Moreover, aside from his rhetoric, the reality is that President Obama's immigration policy has been particularly tough on illegal immigrants, given record-high deportation numbers in the first few years of his term.
And, lastly, America's stubbornly sluggish economy has taken an outsize toll on low-skill immigrant labor – enough to, as a net effect, essentially halt overall border jumping from Mexico to the United States.
On the political and policy fronts, however, the shifts in rhetoric suggest a new momentum tied to Hispanic voting power, even to a new sense of respect for extended Latino families, which often include members who are in the US illegally.
It's still far from clear whether that higher regard will mean amnesty. But polls suggest Americans are warming to the idea. In Election Day exit polling by Edison Research, 65 percent of Americans said illegal immigrants should be given an opportunity to become citizens, versus 28 percent who said they should be deported. In addition, Americans have largely supported the Obama administration's “DREAM Act-lite,” which offers two-year work permits to young undocumented immigrants who qualify.
Even Mark Krikorian, executive director of the Center for Immigration Studies, which supports lower immigration rates, writes in a Nov. 26 blog entry that the postelection dynamics "suggest there is a common ground on immigration.” He goes on: “In short: amnesty for long-term, deserving illegal aliens in exchange for an end to future mass immigration – after the implementation of enforcement tools to ensure that we don't have another 11 million illegals a few years down the road."
The decision by Mr. Bush – who received 44 percent of Hispanic votes in his 2004 reelection bid, compared with Mr. Romney's 27 percent – to devote his second major address since leaving Washington to immigration issues reinforced the idea that Republicans are interested in painting a more inclusive vision of Hispanic immigration.

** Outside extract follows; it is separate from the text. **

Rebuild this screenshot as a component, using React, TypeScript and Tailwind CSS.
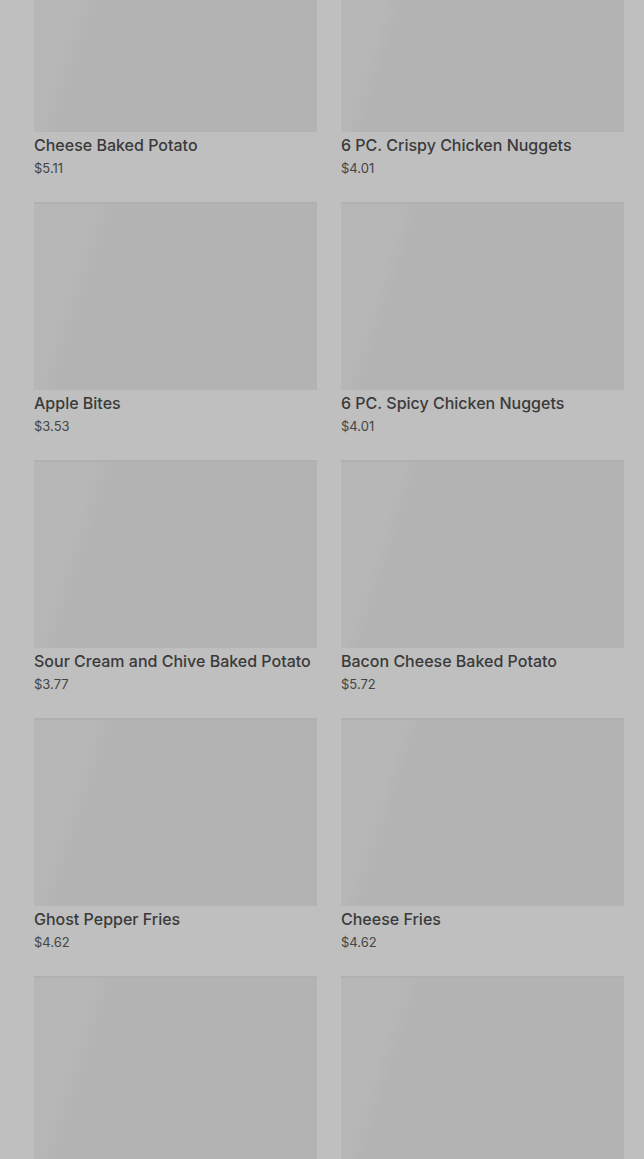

"Not only do immigrants help build our economy, they invigorate our soul," Bush said at Tuesday's speech at the Federal Reserve Bank of Dallas.
That sentiment played at least in part into a Republican-led bill that passed the House last week, creating green-card opportunities for 55,000 immigrants who graduate from US colleges with advanced degrees. Sen. John Cornyn (R) of Texas said this week that the bill will "hopefully be ... a confidence builder that will see other common-sense immigration proposals follow along."
And in Illinois, the Senate has passed legislation that would issue special driver’s licenses to illegal immigrants. The House, which is also a Democratic majority, is set to take the bill up next. If it becomes law, Illinois would be the most populous state allowing undocumented immigrants to legally drive. The licenses would have a different design from other ones in Illinois and would contain the phrase "not for identification," so it can't be used to board a plane or buy a gun.
The developments in Illinois suggest that Americans, at least in some parts of the country, will entertain bold proposals that acknowledge the potential damages wrought by having a huge illegal subculture living along the edges of American society.
At the same time, it's at the state level, in places like Arizona and Georgia, where anti-immigrant rhetoric is the strongest. This is where moderate Republicans will have the toughest time changing the tone of the debate.
Yet there is a potential federal solution for these tensions – mainly, the acknowledgment in the broader debate that it may have been Washington's failure to properly enforce immigration laws that helped to "radicalize" states against immigration in the first place.
Looking forward, Ms. Purcell sees more warmth toward immigrants from the GOP, as well as potential complications for Democrats as the country seeks a solid fix for a broken system.
"The person who ends up being the Republican candidate in 2016 is going to have a much more acceptable view on immigration than was the case this year," she says. "On the Democratic side, the big issue that helped derail President Bush's effort [in 2007] was that labor unions did not want to hear anything about temporary workers, and that was also why then-Senator Obama, who sided with the labor unions, voted against it. Whether or not the issue of temporary labor is going to be part of any new attempt at comprehensive reform remains to be seen."